### [Material provided]
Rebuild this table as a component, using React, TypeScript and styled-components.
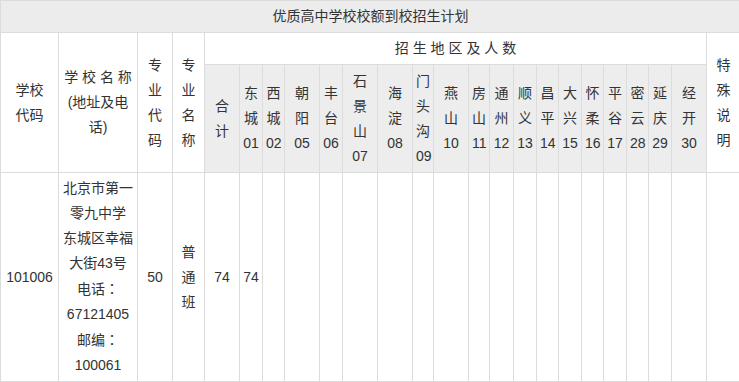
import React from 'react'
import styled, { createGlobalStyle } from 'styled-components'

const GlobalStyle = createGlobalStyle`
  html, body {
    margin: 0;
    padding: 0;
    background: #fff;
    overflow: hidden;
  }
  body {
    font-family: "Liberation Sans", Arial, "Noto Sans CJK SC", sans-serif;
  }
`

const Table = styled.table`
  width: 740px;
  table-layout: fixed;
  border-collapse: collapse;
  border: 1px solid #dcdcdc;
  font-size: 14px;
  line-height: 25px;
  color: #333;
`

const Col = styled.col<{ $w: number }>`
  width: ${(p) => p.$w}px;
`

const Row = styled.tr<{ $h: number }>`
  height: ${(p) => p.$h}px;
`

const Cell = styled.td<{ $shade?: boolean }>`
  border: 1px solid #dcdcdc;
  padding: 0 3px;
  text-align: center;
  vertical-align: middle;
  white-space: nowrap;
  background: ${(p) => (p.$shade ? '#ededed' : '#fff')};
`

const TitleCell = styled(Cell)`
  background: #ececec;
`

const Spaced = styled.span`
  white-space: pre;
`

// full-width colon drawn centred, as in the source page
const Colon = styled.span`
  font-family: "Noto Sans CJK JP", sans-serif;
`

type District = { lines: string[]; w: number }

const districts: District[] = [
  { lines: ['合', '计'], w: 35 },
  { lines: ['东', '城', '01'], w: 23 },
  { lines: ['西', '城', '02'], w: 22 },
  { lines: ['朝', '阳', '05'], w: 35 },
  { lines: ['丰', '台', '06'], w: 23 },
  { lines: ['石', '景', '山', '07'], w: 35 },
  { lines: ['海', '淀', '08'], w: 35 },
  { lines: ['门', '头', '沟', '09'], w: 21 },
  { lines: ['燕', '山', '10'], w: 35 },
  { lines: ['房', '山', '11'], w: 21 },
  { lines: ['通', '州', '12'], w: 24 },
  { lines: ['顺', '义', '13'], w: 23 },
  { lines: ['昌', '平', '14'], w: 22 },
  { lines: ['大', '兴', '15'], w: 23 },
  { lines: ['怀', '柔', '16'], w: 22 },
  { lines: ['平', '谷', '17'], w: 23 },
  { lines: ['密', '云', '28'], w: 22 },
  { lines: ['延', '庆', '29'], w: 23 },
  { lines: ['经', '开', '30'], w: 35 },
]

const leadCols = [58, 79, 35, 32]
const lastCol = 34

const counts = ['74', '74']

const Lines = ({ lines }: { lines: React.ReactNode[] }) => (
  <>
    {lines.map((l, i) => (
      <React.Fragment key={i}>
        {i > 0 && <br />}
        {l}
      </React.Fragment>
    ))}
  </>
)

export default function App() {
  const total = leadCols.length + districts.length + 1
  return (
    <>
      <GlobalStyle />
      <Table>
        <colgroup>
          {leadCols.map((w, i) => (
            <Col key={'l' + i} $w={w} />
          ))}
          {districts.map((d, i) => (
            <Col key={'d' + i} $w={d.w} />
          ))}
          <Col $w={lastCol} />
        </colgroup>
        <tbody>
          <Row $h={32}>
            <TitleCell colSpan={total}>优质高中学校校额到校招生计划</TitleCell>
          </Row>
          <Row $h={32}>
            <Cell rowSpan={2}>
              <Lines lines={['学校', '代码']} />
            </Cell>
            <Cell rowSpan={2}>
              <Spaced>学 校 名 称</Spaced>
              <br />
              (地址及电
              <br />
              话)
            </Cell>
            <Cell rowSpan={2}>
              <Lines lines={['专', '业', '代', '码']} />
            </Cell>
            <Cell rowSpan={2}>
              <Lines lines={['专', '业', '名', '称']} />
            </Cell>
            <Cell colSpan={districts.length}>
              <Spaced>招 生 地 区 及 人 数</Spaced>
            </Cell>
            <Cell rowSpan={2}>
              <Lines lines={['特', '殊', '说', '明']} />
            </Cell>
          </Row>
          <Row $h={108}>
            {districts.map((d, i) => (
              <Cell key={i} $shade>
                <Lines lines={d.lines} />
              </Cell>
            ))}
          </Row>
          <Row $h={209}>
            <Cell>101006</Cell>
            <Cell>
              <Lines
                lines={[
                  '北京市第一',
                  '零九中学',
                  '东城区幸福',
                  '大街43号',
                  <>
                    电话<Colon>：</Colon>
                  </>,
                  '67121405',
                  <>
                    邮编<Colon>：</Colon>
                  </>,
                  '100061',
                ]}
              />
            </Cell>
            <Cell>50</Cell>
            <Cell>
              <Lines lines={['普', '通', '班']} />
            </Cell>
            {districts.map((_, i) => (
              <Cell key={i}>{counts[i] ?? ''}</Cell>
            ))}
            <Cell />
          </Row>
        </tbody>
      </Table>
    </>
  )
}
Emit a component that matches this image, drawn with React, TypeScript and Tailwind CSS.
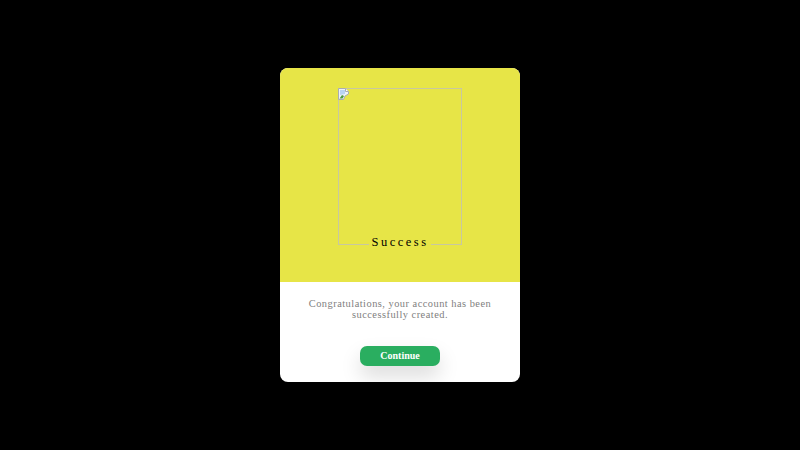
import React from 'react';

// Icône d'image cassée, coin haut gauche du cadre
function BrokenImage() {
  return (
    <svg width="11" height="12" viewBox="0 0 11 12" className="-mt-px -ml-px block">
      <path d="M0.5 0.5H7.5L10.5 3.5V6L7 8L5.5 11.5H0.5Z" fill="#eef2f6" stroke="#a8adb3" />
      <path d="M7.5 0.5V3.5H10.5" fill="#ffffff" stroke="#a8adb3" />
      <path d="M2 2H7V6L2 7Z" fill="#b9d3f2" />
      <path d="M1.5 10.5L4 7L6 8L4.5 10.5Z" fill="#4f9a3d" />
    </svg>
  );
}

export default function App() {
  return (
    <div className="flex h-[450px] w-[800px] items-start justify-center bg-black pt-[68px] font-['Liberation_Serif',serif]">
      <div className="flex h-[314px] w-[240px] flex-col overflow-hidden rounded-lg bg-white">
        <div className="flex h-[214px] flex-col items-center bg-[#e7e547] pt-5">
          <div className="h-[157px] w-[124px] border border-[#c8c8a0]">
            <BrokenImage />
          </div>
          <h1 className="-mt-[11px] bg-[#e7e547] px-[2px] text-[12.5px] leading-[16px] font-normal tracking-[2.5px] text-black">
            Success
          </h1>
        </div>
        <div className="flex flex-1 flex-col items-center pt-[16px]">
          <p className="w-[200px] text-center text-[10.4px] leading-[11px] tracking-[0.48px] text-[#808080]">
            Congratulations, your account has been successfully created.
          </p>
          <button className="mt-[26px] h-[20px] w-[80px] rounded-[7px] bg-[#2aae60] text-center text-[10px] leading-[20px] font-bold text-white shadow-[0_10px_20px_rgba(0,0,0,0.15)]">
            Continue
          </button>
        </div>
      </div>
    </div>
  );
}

### [Goal of the exercise]
Above are some entries; copy exactly the lines from the line with "Emit a component" through the line with "import React from 'react';", both included, but none of the pictures.

### [Solution for this exercise]
Emit a component that matches this image, drawn with React, TypeScript and Tailwind CSS.
import React from 'react';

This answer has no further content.